Another Set of Hands , 2019
Curated by Valery Jung Estabrook

The work of artist Rose Nestler is inspired by the '80s "power suit." The artist thinks of these boxy, shoulder-padded suites as armor or shields, protecting women in the workplace, while also changing their silhouettes to appear more masculine (reinforcing the idea that the only path to success is one that mimics that of a traditional man). In Nester's oversized version, sculpted hands protrude from the suit's chest; "By adding hands the suits become more powerful and weaponized, while also acknowledging the actual body," the artist tells Artspace.
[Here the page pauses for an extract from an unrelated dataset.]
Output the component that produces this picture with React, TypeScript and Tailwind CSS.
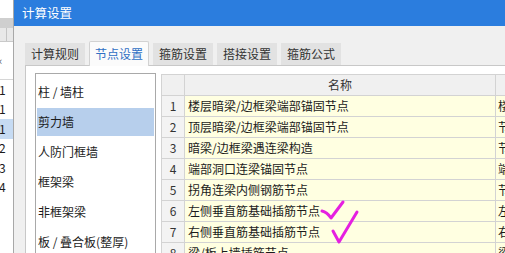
const tabs = ['计算规则', '节点设置', '箍筋设置', '搭接设置', '箍筋公式']

const categories = ['柱 / 墙柱', '剪力墙', '人防门框墙', '框架梁', '非框架梁', '板 / 叠合板(整厚)']

const rows = [
  { name: '楼层暗梁/边框梁端部锚固节点', extra: '楼' },
  { name: '顶层暗梁/边框梁端部锚固节点', extra: '节' },
  { name: '暗梁/边框梁遇连梁构造', extra: '节' },
  { name: '端部洞口连梁锚固节点', extra: '端' },
  { name: '拐角连梁内侧钢筋节点', extra: '节' },
  { name: '左侧垂直筋基础插筋节点', extra: '左' },
  { name: '右侧垂直筋基础插筋节点', extra: '右' },
  { name: '梁/板上墙插筋节点', extra: '梁' },
]

const stripRows = ['1', '1', '1', '2', '3', '4']

function App() {
  return (
    <div
      className="relative flex h-[253px] w-[505px] overflow-hidden bg-white text-[12px] text-[#1b1b1b]"
      style={{ fontFamily: '"Noto Sans CJK SC", "Noto Sans", sans-serif' }}
    >
      {/* window behind the dialog */}
      <div className="flex w-[13px] shrink-0 flex-col">
        <div className="h-[18px] bg-white" />
        <div className="h-[10px] bg-[#cfcfcf]" />
        <div className="flex h-[14px] border-b border-[#c9c9c9] bg-[#e8e8e8]">
          <div className="w-[7px] border-r border-[#c4c4c4]" />
        </div>
        <div className="flex h-[38px] items-center border-b border-[#d6d6d6] text-[11px] text-[#555]">
          <span className="-ml-[1px]">‹</span>
        </div>
        {stripRows.map((n, i) => (
          <div
            key={i}
            className={`flex h-[19.5px] items-center leading-none ${i === 2 ? 'bg-[#c6dbf3]' : ''}`}
          >
            <span className="-ml-[1px]">{n}</span>
          </div>
        ))}
      </div>

      <div className="flex min-w-0 flex-1 flex-col border-l border-[#a8a8a8]">
        <div className="flex h-[26px] shrink-0 items-center bg-[#2b7dde] pl-[8px] text-[12.5px] text-white">
          计算设置
        </div>

        <div className="flex flex-1 flex-col bg-[#f0f0f0] pl-[11px] pt-[15px]">
          <div className="relative z-10 flex h-[25px] items-end gap-[4px]">
            {tabs.map((t, i) =>
              i === 1 ? (
                <div
                  key={t}
                  className="flex h-[25px] w-[60px] items-center justify-center rounded-t-[2px] border border-b-0 border-[#d2d2d2] bg-[#fbfbfb] text-[#2f6fc4]"
                >
                  {t}
                </div>
              ) : (
                <div
                  key={t}
                  className="mb-[1px] flex h-[22px] w-[60px] items-center justify-center bg-[#e2e2e2] text-[#333]"
                >
                  {t}
                </div>
              ),
            )}
          </div>

          <div className="-mt-[1px] flex flex-1 gap-[5px] border-l border-t border-[#c8c8c8] bg-white pl-[9px] pt-[7px]">
            <div className="w-[121px] shrink-0 border border-b-0 border-[#a9a9a9] px-[1px] pt-[3px]">
              {categories.map((c, i) => (
                <div key={c} className="flex h-[30px] items-center">
                  <div
                    className={`flex h-[28px] w-full items-center pl-[1px] ${i === 1 ? 'bg-[#b7cfec]' : ''}`}
                  >
                    {c}
                  </div>
                </div>
              ))}
            </div>

            <div className="mt-[1px] grid flex-1 grid-cols-[23px_311px_60px] content-start border-l border-t border-[#d3d3d3]">
              <div className="h-[21px] border-b border-r border-[#d3d3d3] bg-[#f0f0f0]" />
              <div className="flex h-[21px] items-center justify-center border-b border-r border-[#d3d3d3] bg-[#f0f0f0] text-[#333]">
                名称
              </div>
              <div className="h-[21px] border-b border-r border-[#d3d3d3] bg-[#f0f0f0]" />
              {rows.map((r, i) => (
                <div key={r.name} className="contents">
                  <div className="flex h-[21px] items-center justify-center border-b border-r border-[#d3d3d3] bg-[#f3f3f3] text-[#333]">
                    {i + 1}
                  </div>
                  <div className="flex h-[21px] items-center border-b border-r border-[#d3d3d3] bg-[#ffffe1] pl-[3px]">
                    {r.name}
                  </div>
                  <div className="flex h-[21px] items-center border-b border-r border-[#d3d3d3] bg-[#ffffe1] pl-[2px]">
                    {r.extra}
                  </div>
                </div>
              ))}
            </div>
          </div>
        </div>
      </div>

      {/* hand-drawn check marks */}
      <svg
        className="pointer-events-none absolute left-0 top-0"
        width="505"
        height="253"
        viewBox="0 0 505 253"
        fill="none"
      >
        <path
          d="M322 211 Q327 212 331 218 L337 210 L343 202"
          stroke="#e51fe0"
          strokeWidth="3"
          strokeLinecap="round"
          strokeLinejoin="round"
        />
        <path
          d="M333 231 L339 242 L345 232 L351 222 L357 212"
          stroke="#e51fe0"
          strokeWidth="3"
          strokeLinecap="round"
          strokeLinejoin="round"
        />
      </svg>
    </div>
  )
}

export default App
The artist also notes that the suite's hands are cast wide and tethered to the ground, allowing the suite to take up space—another privilege typically exploited by men. Nestler, who primarily works with fabric and soft sculpture, received her MFA in 2017 from CUNY Brooklyn College, and has exhibited her work at BRIC Project Room in Brooklyn, Thierry Goldberg Gallery in Manhattan, and Kibbee Gallery in Atlanta, among others. (For more on Nestler's work, we recently wrote about it in a round-up of female artists called " The New Surrealists: Contemporary Women Artists Against Alternative Facts .")

Drug Money , 2019
Curated by John Zinonos
$120,000 (Edition of 2 + 1AP)

If you've always wanted to climb into one of those grab-the-cash booths on your favorite family game show, now's you chance. The catch? It's fake money, of course. (But still so fun, right!?) Designed to look like a prescription pill bottle, the functional object is the artist's attempt to comment on "how money and drugs exchange hands, and the speed in which that happens," says curator John Zinonos. Hendry, born in Australia and currently based in Brooklyn, typically flexes her creative muscles as a hyper-realist illustrator who works on commercial projects for big brands.